_TASK INSTRUCTIONS_
Please work out how many lines in the material contain "index" and give only that figure.

_DATA ENTRIES_
** Begin **

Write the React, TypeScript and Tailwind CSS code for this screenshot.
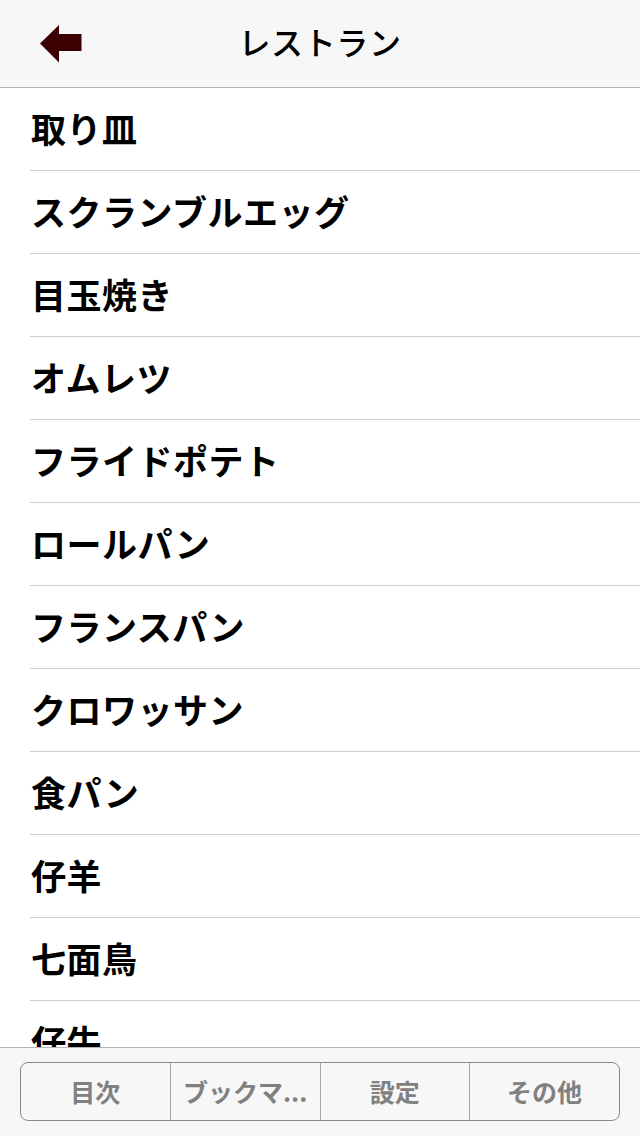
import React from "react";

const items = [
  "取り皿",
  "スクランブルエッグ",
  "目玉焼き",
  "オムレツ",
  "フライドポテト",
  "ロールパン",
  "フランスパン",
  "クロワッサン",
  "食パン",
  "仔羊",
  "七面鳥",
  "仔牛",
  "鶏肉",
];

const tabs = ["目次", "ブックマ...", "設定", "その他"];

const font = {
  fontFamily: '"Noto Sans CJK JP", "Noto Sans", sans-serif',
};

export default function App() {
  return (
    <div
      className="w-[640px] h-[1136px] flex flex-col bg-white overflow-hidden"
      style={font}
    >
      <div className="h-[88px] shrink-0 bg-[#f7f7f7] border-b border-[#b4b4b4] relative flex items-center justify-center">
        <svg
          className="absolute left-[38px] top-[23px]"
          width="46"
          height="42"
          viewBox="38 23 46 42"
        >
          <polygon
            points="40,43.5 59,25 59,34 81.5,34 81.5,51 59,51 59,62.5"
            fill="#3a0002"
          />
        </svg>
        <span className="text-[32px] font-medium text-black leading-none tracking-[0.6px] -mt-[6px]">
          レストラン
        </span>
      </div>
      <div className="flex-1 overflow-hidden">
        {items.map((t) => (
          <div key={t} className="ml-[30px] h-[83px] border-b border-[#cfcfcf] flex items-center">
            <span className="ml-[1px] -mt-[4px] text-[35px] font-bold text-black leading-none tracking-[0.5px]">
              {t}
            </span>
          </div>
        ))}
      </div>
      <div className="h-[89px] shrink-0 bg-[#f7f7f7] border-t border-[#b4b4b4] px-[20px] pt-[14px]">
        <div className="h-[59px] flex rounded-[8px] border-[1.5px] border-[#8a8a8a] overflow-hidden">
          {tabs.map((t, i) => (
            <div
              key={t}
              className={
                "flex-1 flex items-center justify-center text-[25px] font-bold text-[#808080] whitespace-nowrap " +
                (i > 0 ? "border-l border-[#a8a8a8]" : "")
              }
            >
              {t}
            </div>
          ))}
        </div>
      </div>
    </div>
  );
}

** End **
** Begin **

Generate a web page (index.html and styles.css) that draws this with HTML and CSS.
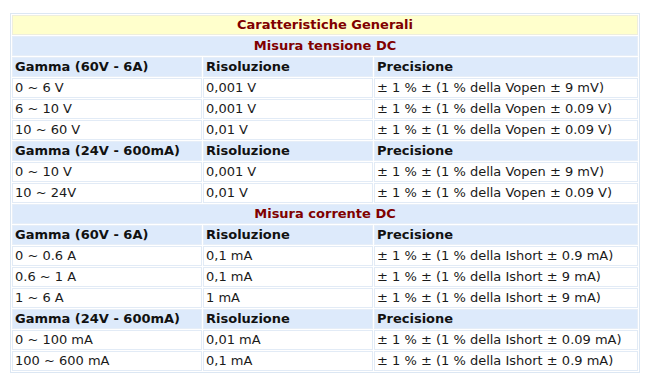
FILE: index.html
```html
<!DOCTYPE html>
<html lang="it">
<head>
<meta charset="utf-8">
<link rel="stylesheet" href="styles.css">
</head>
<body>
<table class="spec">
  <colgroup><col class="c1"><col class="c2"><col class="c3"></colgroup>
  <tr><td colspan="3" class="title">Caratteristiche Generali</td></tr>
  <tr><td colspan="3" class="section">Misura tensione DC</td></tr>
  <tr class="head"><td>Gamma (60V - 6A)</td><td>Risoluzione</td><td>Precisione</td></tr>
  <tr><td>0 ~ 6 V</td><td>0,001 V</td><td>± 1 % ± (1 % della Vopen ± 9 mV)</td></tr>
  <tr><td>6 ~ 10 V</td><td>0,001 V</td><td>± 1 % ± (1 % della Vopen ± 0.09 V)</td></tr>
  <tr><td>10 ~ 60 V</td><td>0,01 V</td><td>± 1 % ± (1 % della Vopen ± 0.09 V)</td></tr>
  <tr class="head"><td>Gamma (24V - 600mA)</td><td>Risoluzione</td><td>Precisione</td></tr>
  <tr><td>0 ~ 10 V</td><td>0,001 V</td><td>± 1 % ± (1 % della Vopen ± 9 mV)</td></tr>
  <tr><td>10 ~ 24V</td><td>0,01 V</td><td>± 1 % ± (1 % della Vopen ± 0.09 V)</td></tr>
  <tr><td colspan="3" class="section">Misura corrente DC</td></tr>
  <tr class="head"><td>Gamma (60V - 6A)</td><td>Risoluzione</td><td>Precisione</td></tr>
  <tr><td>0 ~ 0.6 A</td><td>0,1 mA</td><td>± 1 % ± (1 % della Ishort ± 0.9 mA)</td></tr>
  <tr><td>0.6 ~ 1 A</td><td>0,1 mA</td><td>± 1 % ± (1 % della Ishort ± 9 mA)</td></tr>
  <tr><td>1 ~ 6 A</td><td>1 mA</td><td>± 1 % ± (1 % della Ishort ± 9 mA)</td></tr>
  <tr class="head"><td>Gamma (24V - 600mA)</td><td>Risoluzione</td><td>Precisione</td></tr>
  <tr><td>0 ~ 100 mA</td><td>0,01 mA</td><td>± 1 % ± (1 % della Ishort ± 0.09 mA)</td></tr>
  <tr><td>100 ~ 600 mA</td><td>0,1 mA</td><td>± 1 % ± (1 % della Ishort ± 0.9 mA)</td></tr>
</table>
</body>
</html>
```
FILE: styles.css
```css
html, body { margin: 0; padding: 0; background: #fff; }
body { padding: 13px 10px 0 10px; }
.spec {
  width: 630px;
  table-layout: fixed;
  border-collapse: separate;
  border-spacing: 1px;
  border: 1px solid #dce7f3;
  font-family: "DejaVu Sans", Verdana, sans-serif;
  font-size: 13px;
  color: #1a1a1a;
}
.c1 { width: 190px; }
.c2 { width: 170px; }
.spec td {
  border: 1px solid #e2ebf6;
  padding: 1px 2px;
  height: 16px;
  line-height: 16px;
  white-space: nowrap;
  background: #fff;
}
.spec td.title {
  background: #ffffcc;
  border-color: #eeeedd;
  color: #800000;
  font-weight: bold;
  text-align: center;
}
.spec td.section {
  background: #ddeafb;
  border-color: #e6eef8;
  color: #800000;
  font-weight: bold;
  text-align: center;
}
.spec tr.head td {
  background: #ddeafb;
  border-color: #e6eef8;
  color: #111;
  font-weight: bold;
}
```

** End **

_SOLVED EXERCISE_
2